**** RECORDS FOR THIS EXERCISE ****
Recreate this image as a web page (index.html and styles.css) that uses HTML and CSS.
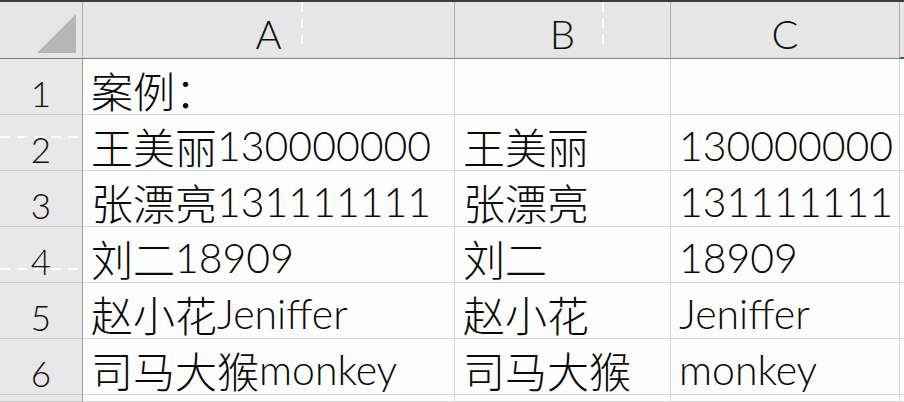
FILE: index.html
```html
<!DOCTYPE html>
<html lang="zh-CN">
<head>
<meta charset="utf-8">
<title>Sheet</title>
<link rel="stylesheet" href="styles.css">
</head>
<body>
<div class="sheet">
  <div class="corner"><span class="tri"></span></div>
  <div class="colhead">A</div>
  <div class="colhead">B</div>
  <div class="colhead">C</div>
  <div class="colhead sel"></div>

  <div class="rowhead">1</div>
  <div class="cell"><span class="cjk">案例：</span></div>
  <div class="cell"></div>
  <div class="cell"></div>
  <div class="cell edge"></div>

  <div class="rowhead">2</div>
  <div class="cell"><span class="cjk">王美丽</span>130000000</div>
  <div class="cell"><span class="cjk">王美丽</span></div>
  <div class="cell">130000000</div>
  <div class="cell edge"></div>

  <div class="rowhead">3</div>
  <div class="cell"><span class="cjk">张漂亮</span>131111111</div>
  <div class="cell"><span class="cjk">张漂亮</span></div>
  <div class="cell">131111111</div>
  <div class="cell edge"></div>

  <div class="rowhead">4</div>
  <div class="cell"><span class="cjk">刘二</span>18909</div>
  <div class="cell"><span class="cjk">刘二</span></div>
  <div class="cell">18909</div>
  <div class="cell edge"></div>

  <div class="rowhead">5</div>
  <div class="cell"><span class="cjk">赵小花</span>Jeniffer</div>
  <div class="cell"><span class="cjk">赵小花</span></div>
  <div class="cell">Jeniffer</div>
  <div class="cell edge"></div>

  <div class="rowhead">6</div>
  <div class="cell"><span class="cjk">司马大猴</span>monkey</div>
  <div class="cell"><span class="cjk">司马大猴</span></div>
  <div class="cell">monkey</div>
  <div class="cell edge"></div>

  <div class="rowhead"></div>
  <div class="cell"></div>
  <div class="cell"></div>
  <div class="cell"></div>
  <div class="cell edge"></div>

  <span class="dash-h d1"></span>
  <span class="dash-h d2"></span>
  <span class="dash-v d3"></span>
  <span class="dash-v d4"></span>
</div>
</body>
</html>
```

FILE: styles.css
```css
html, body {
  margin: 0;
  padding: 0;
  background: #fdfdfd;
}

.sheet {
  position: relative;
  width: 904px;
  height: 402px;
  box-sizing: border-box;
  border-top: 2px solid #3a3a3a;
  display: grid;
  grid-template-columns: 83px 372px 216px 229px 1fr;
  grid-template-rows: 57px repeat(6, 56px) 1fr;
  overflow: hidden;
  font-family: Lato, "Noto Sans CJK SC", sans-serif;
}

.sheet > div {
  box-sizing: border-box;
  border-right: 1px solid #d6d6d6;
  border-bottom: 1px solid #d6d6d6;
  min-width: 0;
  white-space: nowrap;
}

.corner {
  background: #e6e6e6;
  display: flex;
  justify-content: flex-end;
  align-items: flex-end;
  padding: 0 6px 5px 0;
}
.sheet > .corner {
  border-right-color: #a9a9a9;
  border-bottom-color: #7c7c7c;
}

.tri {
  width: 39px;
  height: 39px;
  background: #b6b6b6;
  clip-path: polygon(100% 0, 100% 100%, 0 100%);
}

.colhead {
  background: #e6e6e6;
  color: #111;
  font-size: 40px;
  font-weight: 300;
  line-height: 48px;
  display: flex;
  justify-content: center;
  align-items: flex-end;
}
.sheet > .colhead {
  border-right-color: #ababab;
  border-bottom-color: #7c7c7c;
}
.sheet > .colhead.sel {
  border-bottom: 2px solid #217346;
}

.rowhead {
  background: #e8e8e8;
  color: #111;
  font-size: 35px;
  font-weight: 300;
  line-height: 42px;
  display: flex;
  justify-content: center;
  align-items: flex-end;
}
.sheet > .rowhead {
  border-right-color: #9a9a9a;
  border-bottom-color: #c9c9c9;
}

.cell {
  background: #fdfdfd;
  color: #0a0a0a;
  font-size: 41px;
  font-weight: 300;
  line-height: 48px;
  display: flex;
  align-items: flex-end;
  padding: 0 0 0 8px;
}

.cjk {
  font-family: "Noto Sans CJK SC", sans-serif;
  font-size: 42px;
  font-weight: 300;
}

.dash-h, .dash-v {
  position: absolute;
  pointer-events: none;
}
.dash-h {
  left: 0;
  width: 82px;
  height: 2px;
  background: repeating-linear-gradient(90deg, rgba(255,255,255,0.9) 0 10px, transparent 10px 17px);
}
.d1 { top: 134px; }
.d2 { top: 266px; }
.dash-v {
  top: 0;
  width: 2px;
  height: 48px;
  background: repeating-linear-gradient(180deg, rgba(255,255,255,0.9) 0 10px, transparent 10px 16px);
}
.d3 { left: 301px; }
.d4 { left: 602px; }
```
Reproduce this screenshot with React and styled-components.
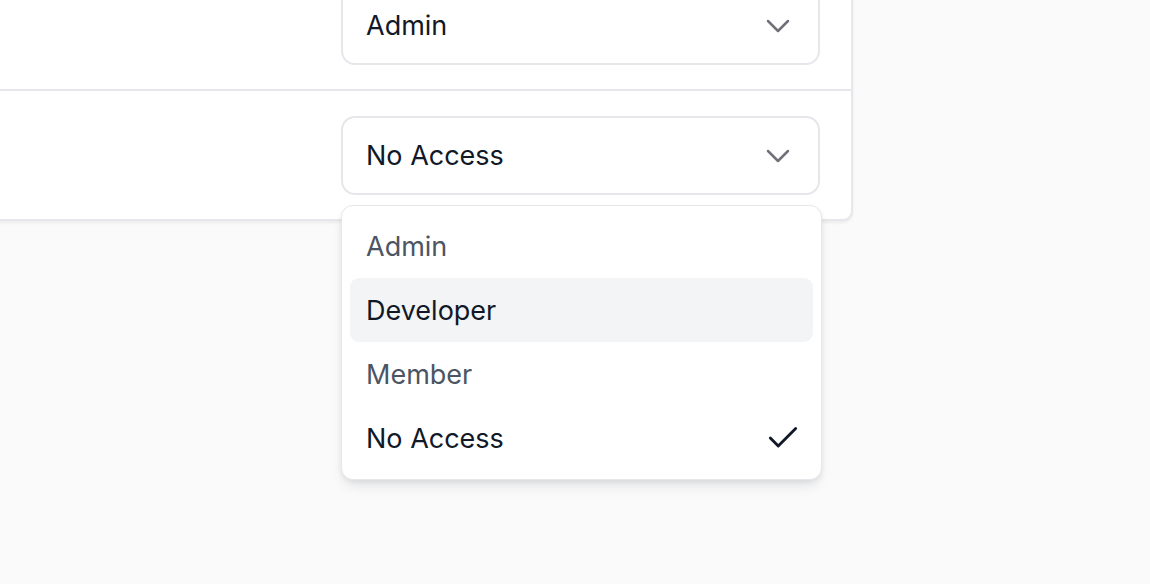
****
GIVEN EXERCISE: All records should be output exactly, with the pictures left out.

WRITTEN SOLUTION:
Recreate this image as a web page (index.html and styles.css) that uses HTML and CSS.
FILE: index.html
```html
<!DOCTYPE html>
<html lang="zh-CN">
<head>
<meta charset="utf-8">
<title>Sheet</title>
<link rel="stylesheet" href="styles.css">
</head>
<body>
<div class="sheet">
  <div class="corner"><span class="tri"></span></div>
  <div class="colhead">A</div>
  <div class="colhead">B</div>
  <div class="colhead">C</div>
  <div class="colhead sel"></div>

  <div class="rowhead">1</div>
  <div class="cell"><span class="cjk">案例：</span></div>
  <div class="cell"></div>
  <div class="cell"></div>
  <div class="cell edge"></div>

  <div class="rowhead">2</div>
  <div class="cell"><span class="cjk">王美丽</span>130000000</div>
  <div class="cell"><span class="cjk">王美丽</span></div>
  <div class="cell">130000000</div>
  <div class="cell edge"></div>

  <div class="rowhead">3</div>
  <div class="cell"><span class="cjk">张漂亮</span>131111111</div>
  <div class="cell"><span class="cjk">张漂亮</span></div>
  <div class="cell">131111111</div>
  <div class="cell edge"></div>

  <div class="rowhead">4</div>
  <div class="cell"><span class="cjk">刘二</span>18909</div>
  <div class="cell"><span class="cjk">刘二</span></div>
  <div class="cell">18909</div>
  <div class="cell edge"></div>

  <div class="rowhead">5</div>
  <div class="cell"><span class="cjk">赵小花</span>Jeniffer</div>
  <div class="cell"><span class="cjk">赵小花</span></div>
  <div class="cell">Jeniffer</div>
  <div class="cell edge"></div>

  <div class="rowhead">6</div>
  <div class="cell"><span class="cjk">司马大猴</span>monkey</div>
  <div class="cell"><span class="cjk">司马大猴</span></div>
  <div class="cell">monkey</div>
  <div class="cell edge"></div>

  <div class="rowhead"></div>
  <div class="cell"></div>
  <div class="cell"></div>
  <div class="cell"></div>
  <div class="cell edge"></div>

  <span class="dash-h d1"></span>
  <span class="dash-h d2"></span>
  <span class="dash-v d3"></span>
  <span class="dash-v d4"></span>
</div>
</body>
</html>
```

FILE: styles.css
```css
html, body {
  margin: 0;
  padding: 0;
  background: #fdfdfd;
}

.sheet {
  position: relative;
  width: 904px;
  height: 402px;
  box-sizing: border-box;
  border-top: 2px solid #3a3a3a;
  display: grid;
  grid-template-columns: 83px 372px 216px 229px 1fr;
  grid-template-rows: 57px repeat(6, 56px) 1fr;
  overflow: hidden;
  font-family: Lato, "Noto Sans CJK SC", sans-serif;
}

.sheet > div {
  box-sizing: border-box;
  border-right: 1px solid #d6d6d6;
  border-bottom: 1px solid #d6d6d6;
  min-width: 0;
  white-space: nowrap;
}

.corner {
  background: #e6e6e6;
  display: flex;
  justify-content: flex-end;
  align-items: flex-end;
  padding: 0 6px 5px 0;
}
.sheet > .corner {
  border-right-color: #a9a9a9;
  border-bottom-color: #7c7c7c;
}

.tri {
  width: 39px;
  height: 39px;
  background: #b6b6b6;
  clip-path: polygon(100% 0, 100% 100%, 0 100%);
}

.colhead {
  background: #e6e6e6;
  color: #111;
  font-size: 40px;
  font-weight: 300;
  line-height: 48px;
  display: flex;
  justify-content: center;
  align-items: flex-end;
}
.sheet > .colhead {
  border-right-color: #ababab;
  border-bottom-color: #7c7c7c;
}
.sheet > .colhead.sel {
  border-bottom: 2px solid #217346;
}

.rowhead {
  background: #e8e8e8;
  color: #111;
  font-size: 35px;
  font-weight: 300;
  line-height: 42px;
  display: flex;
  justify-content: center;
  align-items: flex-end;
}
.sheet > .rowhead {
  border-right-color: #9a9a9a;
  border-bottom-color: #c9c9c9;
}

.cell {
  background: #fdfdfd;
  color: #0a0a0a;
  font-size: 41px;
  font-weight: 300;
  line-height: 48px;
  display: flex;
  align-items: flex-end;
  padding: 0 0 0 8px;
}

.cjk {
  font-family: "Noto Sans CJK SC", sans-serif;
  font-size: 42px;
  font-weight: 300;
}

.dash-h, .dash-v {
  position: absolute;
  pointer-events: none;
}
.dash-h {
  left: 0;
  width: 82px;
  height: 2px;
  background: repeating-linear-gradient(90deg, rgba(255,255,255,0.9) 0 10px, transparent 10px 17px);
}
.d1 { top: 134px; }
.d2 { top: 266px; }
.dash-v {
  top: 0;
  width: 2px;
  height: 48px;
  background: repeating-linear-gradient(180deg, rgba(255,255,255,0.9) 0 10px, transparent 10px 16px);
}
.d3 { left: 301px; }
.d4 { left: 602px; }
```
Reproduce this screenshot with React and styled-components.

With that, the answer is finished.